On technical performance, he highlighted persistent transmission inefficiencies, noting that Nigeria continues to record high Transmission Loss Factors (TLF) compared to global standards.
“TLF represents the gap between energy generated… and what is eventually delivered. The current level is not acceptable or sustainable,” he said, warning that such gaps create room for “manipulation, corruption, and… energy theft embedded within the system.”
He stressed that accountability challenges cut across the entire value chain – from gas supply to generation, transmission, and distribution—largely due to weak metering and monitoring systems.
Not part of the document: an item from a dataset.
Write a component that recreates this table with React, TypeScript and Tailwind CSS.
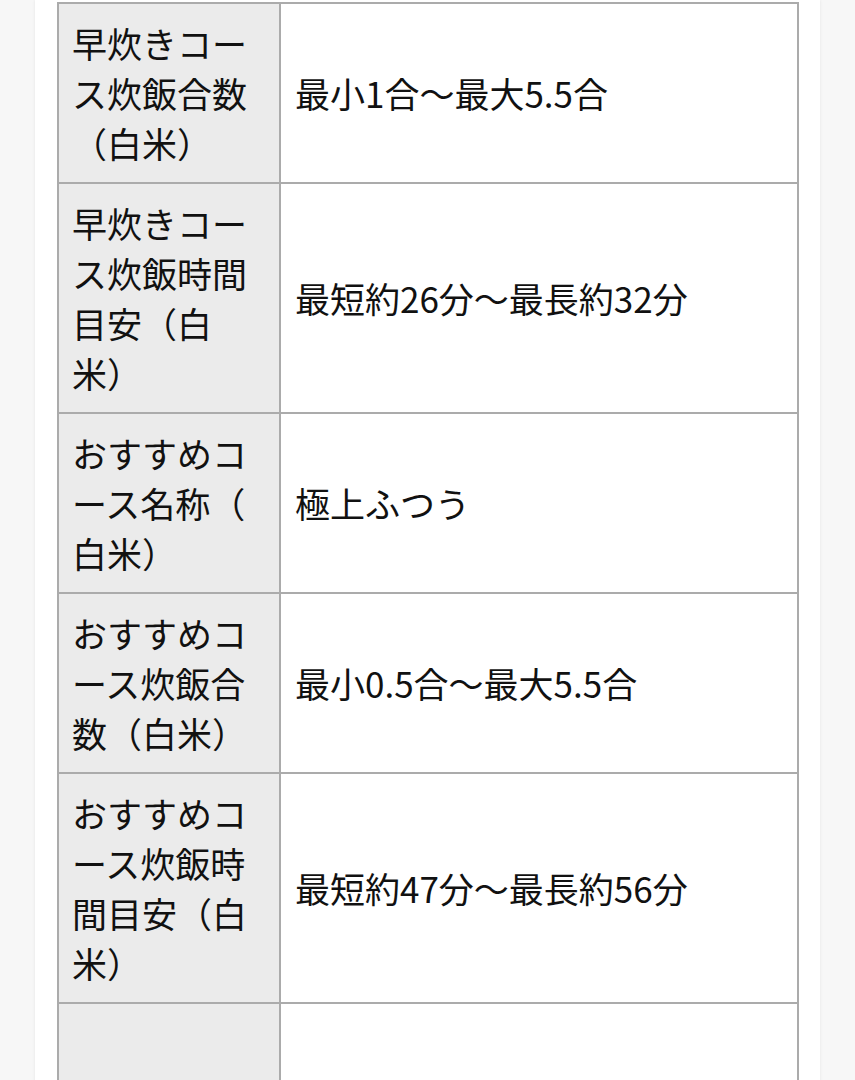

According to him, the continued reliance on analogue infrastructure undermines transparency and efficiency.
“A functional smart grid infrastructure would enable real-time monitoring… and provide accurate, verifiable data,” Olubiyo said, arguing that without such systems, the sector remains vulnerable to data manipulation and operational inefficiencies.
He concluded with a broader institutional critique, calling for reforms that go beyond legislation.
“What is required is a deliberate overhaul of the system—starting with leadership recruitment and prioritisation of competence over political considerations,” he said, warning that without addressing systemic corruption and inefficiency, the sector risks remaining “a rent-seeking, profit-driven system rather than a public service.”
WORK IN PROGRESS
In many ways, both Adelabu and his critics converge on one point: the sector is still a work in progress. But where the former emphasises momentum and reform gains, industry operators and consumer advocates point to unresolved fundamentals, liquidity, governance, infrastructure, and accountability that continue to define Nigeria’s electricity reality.
The result is a power sector caught between reform and fragility. Until those gaps are addressed, Nigeria’s electricity story may remain one of potential—rather than performance.